Chen Awarded First Mouchly Small Mda Fellowship

By Mary Beth Spina

Release Date: April 21, 1998 This content is archived.

Print

BUFFALO, N.Y. -- Ning Chen, M.D., a research assistant at the Medical University of South Carolina (MUSC) in Charleston, has been awarded the first S. Mouchly Small Muscular Dystrophy Association (MDA) Research Fellowship at the University at Buffalo.

Funded by the national MDA, the fellowship honors Small, former chair of the Department of Psychiatry at the University at Buffalo and multi-term president of the organization.

Internationally known for his research in psychiatry, he supported MDA in its formative stages, continuing until his death in 1996.

The competitive, $32,000 annual award, given for each of six years, will support a fellow whose research relates to any of the 40 disorders under the MDA "umbrella."
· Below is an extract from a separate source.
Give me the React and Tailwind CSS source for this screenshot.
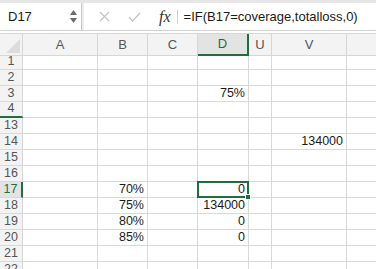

Chen, a doctoral candidate in the Molecular and Cellular Biology and Pathobiology program at MUSC, will begin his UB fellowship on July 1.

Chen's primary research, to be conducted with Richard Almon, Ph.D., associate professor of biological sciences, will focus on the effects of disuse, corticosteroids and growth hormone on muscle gene expression.

He also will work on molecular genetic studies of carnitine palmitoyl transferase deficiencies in the laboratory of Georgirene Vladutiu, Ph.D., associate professor of pediatrics and neurology.

A graduate of Nanjing Medical University in Nanjing, China, Chen was a research associate in the Wellcome Medical Research Institute of the University of Otago Medical School, Dunedin, New Zealand, before coming to the U.S.